WHAT TO WORK ON:
Make an exact copy of all the material below, apart from the pictures.

MATERIAL PROVIDED:
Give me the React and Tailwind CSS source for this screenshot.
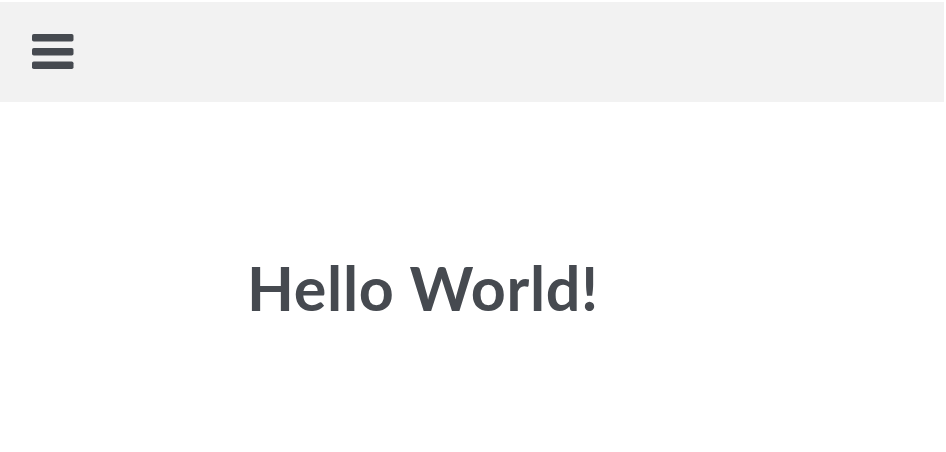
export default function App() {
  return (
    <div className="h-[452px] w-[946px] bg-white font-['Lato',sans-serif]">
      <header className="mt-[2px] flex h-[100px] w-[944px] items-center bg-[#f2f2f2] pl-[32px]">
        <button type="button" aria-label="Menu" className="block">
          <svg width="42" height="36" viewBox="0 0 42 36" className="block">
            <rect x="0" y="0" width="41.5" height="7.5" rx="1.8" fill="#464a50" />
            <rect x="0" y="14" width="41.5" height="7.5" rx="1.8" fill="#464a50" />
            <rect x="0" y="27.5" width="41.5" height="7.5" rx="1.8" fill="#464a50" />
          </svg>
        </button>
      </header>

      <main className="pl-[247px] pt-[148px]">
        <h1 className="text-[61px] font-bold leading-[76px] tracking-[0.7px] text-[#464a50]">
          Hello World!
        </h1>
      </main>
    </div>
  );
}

WRITTEN ANSWER:
Give me the React and Tailwind CSS source for this screenshot.
export default function App() {
  return (
    <div className="h-[452px] w-[946px] bg-white font-['Lato',sans-serif]">
      <header className="mt-[2px] flex h-[100px] w-[944px] items-center bg-[#f2f2f2] pl-[32px]">
        <button type="button" aria-label="Menu" className="block">
          <svg width="42" height="36" viewBox="0 0 42 36" className="block">
            <rect x="0" y="0" width="41.5" height="7.5" rx="1.8" fill="#464a50" />
            <rect x="0" y="14" width="41.5" height="7.5" rx="1.8" fill="#464a50" />
            <rect x="0" y="27.5" width="41.5" height="7.5" rx="1.8" fill="#464a50" />
          </svg>
        </button>
      </header>

      <main className="pl-[247px] pt-[148px]">
        <h1 className="text-[61px] font-bold leading-[76px] tracking-[0.7px] text-[#464a50]">
          Hello World!
        </h1>
      </main>
    </div>
  );
}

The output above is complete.